So I'm on a short flight to Cedar Rapids, Iowa. It's a small, 70 passenger jet. I'm in the exit row, in the aisle seat across the aisle from my co-worker. Next to me, by the window, is a young, twenty-something man. About 20 minutes into the flight I turn to ask my co-worker a question, and I barely get two words out when, HELLO! There's a hand in my lap that's not mine!! I turn to look at the guy next to me and he's sound asleep. Apparently he had his hand on the arm rest, and then he flinched, sending his arm off the arm rest and onto my leg. When it happened I must have had a classic look on my face because my co-worker, who saw me remove the dude's hand from my lap, then burst into uncontrollable laughter. Once I got rid of the creeps and the absurdity of the moment hit me, I also lost it, and I laughed nonstop for about 5 minutes, tears running down my face.
Why doesn't that ever happen when there's a young, twenty-something woman next to me?!
dassall
7 comments:
Because we fall asleep with our hands in our laps, not on the armrests :)
So who do you work for, if I may ask?
Ah, come on! Live on the edge! Or rather, on the arm rest, as it were. Give a poor sap like me a little thrill. I fall asleep with my hands on the armrests, my feet in the underseat storage area next to mine, and my head in the aisle, drooling onto the floor!
Anyhoo, to answer your question, I work for an audio-visual/staging company, the main business of which is staging of large business meetings and conventions (we've done about four in the last three years at the New Orleans Convention Center, so I know the town better than I care to). We produce our own support video and graphics elements for our clients' meetings, and therefore by that grace go I. I'm the staff videographer, and I get to shoot about a hundred interviews a year, all over the world. ...okay, North America and Europe so far.... At the conventions for some of our clients, I also shoot and co-produce a highlights video, which is about 30% documentation of their recreational activities and their work-related breakout seminars, and about 70% staged wacky stuff.
Does that sufficiently answer your question? Or do you want to know WHO who?
dassall
That's actually a lot more informative than an answer of WHO who. In reading your other posts though, I was intrigued by the travel and the schlepping of gear.

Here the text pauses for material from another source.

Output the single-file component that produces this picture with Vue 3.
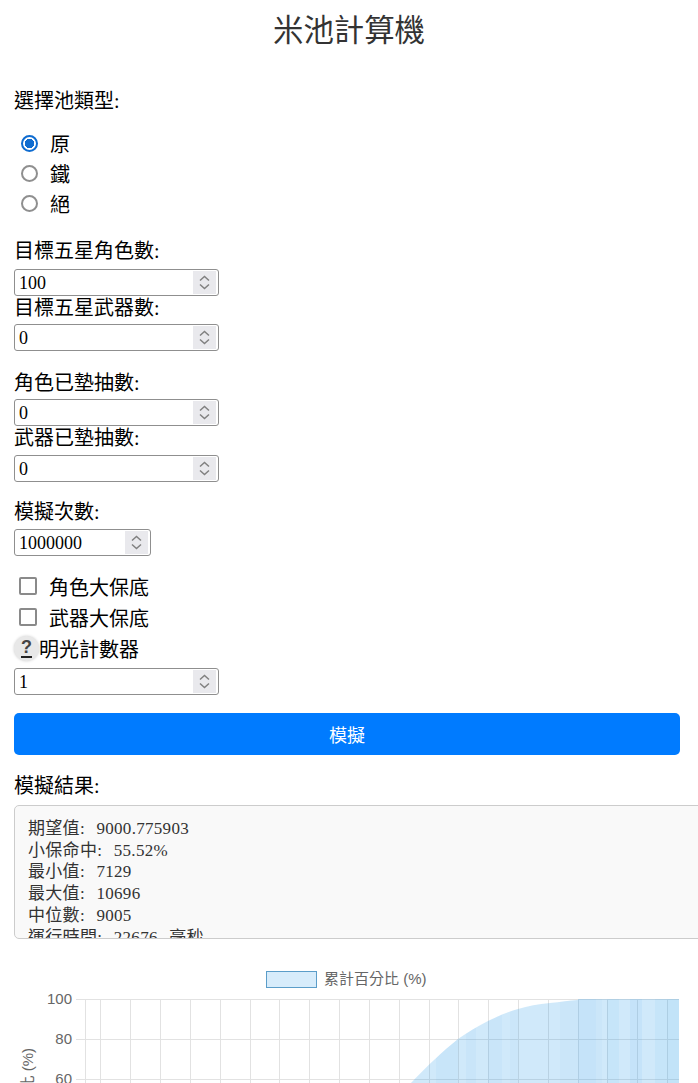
<script setup>
import { ref } from 'vue';

const poolTypes = ['原', '鐵', '絕'];
const pool = ref('原');

const resultLines = [
  '期望值: 9000.775903',
  '小保命中: 55.52%',
  '最小值: 7129',
  '最大值: 10696',
  '中位數: 9005',
  '運行時間: 22676 毫秒',
];

// chart gridlines, read off the reference
const xGrid = [85, 100, 130, 160, 190, 220, 250, 279, 309, 339, 369, 399, 429, 458, 488, 518, 548, 578, 607, 637, 667];
const yTicks = [
  { label: '100', y: 999 },
  { label: '80', y: 1039 },
  { label: '60', y: 1079 },
];

const curve = 'M411 1083 C427 1066 443 1051 458 1039 C468 1032 478 1026 488 1021 C498 1016 508 1012 518 1009 C528 1006 538 1004 550 1003 C560 1002 570 1000.5 578 1000 L578 999 L679 999 L679 1083 Z';
const bands = [
  { x: 436, w: 22, o: 0.05 },
  { x: 466, w: 10, o: 0.04 },
  { x: 488, w: 14, o: 0.04 },
  { x: 510, w: 8, o: 0.03 },
  { x: 560, w: 18, o: 0.03 },
  { x: 578, w: 18, o: 0.07 },
  { x: 596, w: 6, o: 0.03 },
  { x: 607, w: 12, o: 0.06 },
  { x: 630, w: 12, o: 0.07 },
  { x: 655, w: 12, o: 0.06 },
  { x: 667, w: 12, o: 0.09 },
];
</script>

<template>
  <div class="page">
    <h1 class="title">米池計算機</h1>

    <div class="group pool-group">
      <div class="label">選擇池類型:</div>
      <div class="radios">
        <label v-for="type in poolTypes" :key="type" class="option">
          <input v-model="pool" type="radio" name="pool" :value="type" class="radio">
          <span>{{ type }}</span>
        </label>
      </div>
    </div>

    <div class="group">
      <label class="label first">目標五星角色數:</label>
      <div class="field">
        <input class="num" type="number" value="100">
        <svg class="spin" width="23" height="23" viewBox="0 0 23 23"><path d="M7 9.5 L11.5 5.5 L16 9.5 M7 13.5 L11.5 17.5 L16 13.5" /></svg>
      </div>
      <label class="label">目標五星武器數:</label>
      <div class="field">
        <input class="num" type="number" value="0">
        <svg class="spin" width="23" height="23" viewBox="0 0 23 23"><path d="M7 9.5 L11.5 5.5 L16 9.5 M7 13.5 L11.5 17.5 L16 13.5" /></svg>
      </div>
    </div>

    <div class="group pity">
      <label class="label">角色已墊抽數:</label>
      <div class="field">
        <input class="num" type="number" value="0">
        <svg class="spin" width="23" height="23" viewBox="0 0 23 23"><path d="M7 9.5 L11.5 5.5 L16 9.5 M7 13.5 L11.5 17.5 L16 13.5" /></svg>
      </div>
      <label class="label">武器已墊抽數:</label>
      <div class="field">
        <input class="num" type="number" value="0">
        <svg class="spin" width="23" height="23" viewBox="0 0 23 23"><path d="M7 9.5 L11.5 5.5 L16 9.5 M7 13.5 L11.5 17.5 L16 13.5" /></svg>
      </div>
    </div>

    <div class="group sims">
      <label class="label">模擬次數:</label>
      <div class="field short">
        <input class="num" type="number" value="1000000">
        <svg class="spin" width="23" height="23" viewBox="0 0 23 23"><path d="M7 9.5 L11.5 5.5 L16 9.5 M7 13.5 L11.5 17.5 L16 13.5" /></svg>
      </div>
    </div>

    <div class="checks">
      <label class="option check-row">
        <input type="checkbox" class="check">
        <span>角色大保底</span>
      </label>
      <label class="option check-row">
        <input type="checkbox" class="check">
        <span>武器大保底</span>
      </label>
      <div class="counter-row">
        <span class="help"><span class="help-mark">?</span></span>
        <span>明光計數器</span>
      </div>
      <div class="field">
        <input class="num" type="number" value="1">
        <svg class="spin" width="23" height="23" viewBox="0 0 23 23"><path d="M7 9.5 L11.5 5.5 L16 9.5 M7 13.5 L11.5 17.5 L16 13.5" /></svg>
      </div>
    </div>

    <button class="run">模擬</button>

    <div class="label result-label">模擬結果:</div>
    <div class="result">
      <pre class="result-text">{{ resultLines.join('\n') }}</pre>
    </div>

    <svg class="chart" width="698" height="123" viewBox="0 960 698 123">
      <rect x="266.5" y="971.5" width="50" height="16" fill="#d7ecfb" stroke="#5b9dc9" />
      <text x="324" y="984" class="legend">累計百分比 (%)</text>

      <g stroke="#e2e2e2" stroke-width="1">
        <line v-for="x in xGrid" :key="x" :x1="x + 0.5" :x2="x + 0.5" y1="999" y2="1083" />
        <line v-for="t in yTicks" :key="t.y" x1="76" x2="679" :y1="t.y + 0.5" :y2="t.y + 0.5" />
      </g>

      <clipPath id="under"><path :d="curve" /></clipPath>
      <path :d="curve" fill="#36a2eb" fill-opacity="0.23" />
      <rect v-for="b in bands" :key="b.x" :x="b.x" y="999" :width="b.w" height="84" fill="#36a2eb" :fill-opacity="b.o" clip-path="url(#under)" />

      <text v-for="t in yTicks" :key="t.label" x="72" :y="t.y + 5" class="tick">{{ t.label }}</text>
      <text class="axis" transform="translate(33 1048) rotate(-90)">累計百分比 (%)</text>
    </svg>
  </div>
</template>

<style>
html, body {
  margin: 0;
  background: #fff;
}
</style>

<style scoped>
.page {
  box-sizing: border-box;
  width: 698px;
  height: 1083px;
  overflow: hidden;
  padding: 0 14px;
  color: #000;
  font-family: "Liberation Serif", "Noto Sans CJK TC", serif;
  font-size: 20px;
}

.title {
  margin: 0;
  padding-top: 12px;
  text-align: center;
  font-size: 30.4px;
  line-height: 38px;
  font-weight: 400;
  color: #333;
}

.group {
  display: flex;
  flex-direction: column;
  align-items: flex-start;
  margin-bottom: 19.5px;
}

.pool-group {
  margin-top: 39px;
  margin-bottom: 20.5px;
}

.label {
  display: block;
  height: 24px;
  line-height: 24px;
  margin-bottom: 4.5px;
}

.first {
  margin-bottom: 6px;
}

.radios {
  margin-top: 10.5px;
}

.option {
  display: flex;
  align-items: center;
  height: 30px;
}

.radio {
  appearance: none;
  box-sizing: border-box;
  width: 17px;
  height: 17px;
  margin: 0 12px 0 7px;
  border: 2px solid #8f8f8f;
  border-radius: 50%;
  background: #fff;
}

.radio:checked {
  border-color: #0f6cd0;
  background: radial-gradient(circle, #0f6cd0 0 4.5px, #fff 5px);
}

.field {
  position: relative;
  width: 205px;
  height: 27px;
}

.short {
  width: 137px;
}

.num {
  box-sizing: border-box;
  display: block;
  width: 100%;
  height: 100%;
  padding: 2px 4px 0;
  border: 1px solid #8f8f8f;
  border-radius: 3px;
  font-family: "Liberation Serif", serif;
  font-size: 18px;
  background: #fff;
  color: #000;
}

.num::-webkit-inner-spin-button {
  -webkit-appearance: none;
  margin: 0;
}

/* windows style stepper, drawn over the input */
.spin {
  position: absolute;
  top: 2px;
  right: 3px;
  background: #e9e9ed;
  pointer-events: none;
}

.spin path {
  fill: none;
  stroke: #808080;
  stroke-width: 1.5;
}

.pity {
  margin-bottom: 18.5px;
}

.sims {
  margin-bottom: 15px;
}

.checks {
  display: flex;
  flex-direction: column;
  align-items: flex-start;
}

.check-row {
  height: 31px;
}

.check {
  appearance: none;
  box-sizing: border-box;
  width: 18px;
  height: 18px;
  margin: 0 12px 0 5px;
  border: 2px solid #8a8a8a;
  border-radius: 2px;
  background: #fff;
}

.counter-row {
  display: flex;
  align-items: center;
  height: 31px;
  margin-bottom: 4.5px;
}

.help {
  display: flex;
  align-items: center;
  justify-content: center;
  width: 25px;
  height: 25px;
  border-radius: 50%;
  background: #e8e8e8;
  box-shadow: 0 0 3px rgba(0, 0, 0, 0.2);
}

.help-mark {
  display: block;
  width: 11px;
  line-height: 17px;
  text-align: center;
  border-bottom: 2px solid #222;
  font-family: "Liberation Sans", sans-serif;
  font-size: 18px;
  font-weight: 700;
  color: #444;
}

.run {
  display: block;
  width: 666px;
  height: 42px;
  margin: 18px 0 19px;
  border: 0;
  border-radius: 5px;
  background: #007bff;
  color: #fff;
  font-family: inherit;
  font-size: 18px;
}

.result-label {
  margin-bottom: 7px;
}

.result {
  box-sizing: border-box;
  width: 720px;
  height: 134px;
  overflow: hidden;
  padding: 12px 13px;
  border: 1px solid #ccc;
  border-radius: 5px;
  background: #f9f9f9;
}

.result-text {
  margin: 0;
  font-family: "Liberation Serif", "Noto Sans CJK TC", serif;
  font-size: 17px;
  letter-spacing: 0.3px;
  word-spacing: 7px;
  line-height: 21.7px;
  color: #333;
}

.chart {
  display: block;
  margin: 21px 0 0 -14px;
}

.legend {
  font-family: "Liberation Sans", "Noto Sans CJK TC", sans-serif;
  font-size: 15px;
  fill: #666;
}

.tick {
  font-family: "Liberation Sans", sans-serif;
  font-size: 15px;
  fill: #666;
  text-anchor: end;
}

/* long title, the lower part runs off the window as in the reference */
.axis {
  font-family: "Liberation Sans", "Noto Sans CJK TC", sans-serif;
  font-size: 15px;
  fill: #666;
  text-anchor: end;
}
</style>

I'm in TV News, and I'll leave it at that. I'm really even only saying that much because I'm on someone else's site.
My first job was at a small-market TV station, making commercials and being in charge of the production of station promos. I hated sweeps months because suddenly the news department was doing in-depth, hard-hitting "special" reports, and I had to create promos for those reports. It's not that I hated doing the work, but rather that it proved to me that the news programs were focused more on ratings and personalities than on news. It all seemed so superfluous. And it wasn't just us, but industry-wide. And I know it's not the news peoples' fault. Viewers decide which personalities they like. Station management has to make money. Most of the TV news people I ever knew were serious journalists handcuffed by the drive for ratings. So I vowed to stay away from TV news in my career, choosing instead to bend over directly for the advertisers!!
Now, of course, I'm doing video production for video production's sake. It feels more honest than either news or commercials, and most of the people I meet are extremely nice, and happy to see me show up on their doorstep (unlike your average "60 Minutes" camera man!!).
Sorry if I've insulted you and TV news. It was not my intent. The Carol Marin Chicago News Experiment is my shining example, if you'd care to hear about it.
No, you haven't insulted me and TV news at all...
You said, "Most of the TV news people I ever knew were serious journalists handcuffed by the drive for ratings"...that's me to a "T"
Do you ever IM on Yahoo? I'd love to continue this discussion via email, but I hesitate to leave mine anywhere public. I take that whole "don't blog about work" thing seriously, even on someone else's blog.
I have an AIM account, but I've never IMed on Yahoo!. I could start, though. Tell me whom I should look for, and I'll go there, post haste, and open a Yahoo! IM account (I do have a Yahoo! e-mail address which I'll give you if you want it.)
Also, you'll notice that I've activated word recognition to my blog comments section. I'm not sure if I was blog-spammed, but some nutcake right-winger commented on my "Refugees" post, addressing NOTHING I said, and yet blathered on about how incompetent EVERY Democrat is to be allowed to breathe. And I think his one post was longer than all of mine put together to date.
I hope to chat with you soon.
dassall
I noticed - I read people's comments after the posts...sometimes they bring up intersting points as well, but that one was, in the words of Macbeth, "a tale told by an idiot, full of sound and fury, signifying nothing."
Don't sweat the word verification - don't know if you've been back to mine, but I actually turned it on too...I got comment spammed in a few of my posts as well.
I'm violetsierra on yahoo - drop me an IM (I'll get it even if I'm offline) with your address. If you have a yahoo address, then you have a yahoo IM identity too -just install the software and you're set.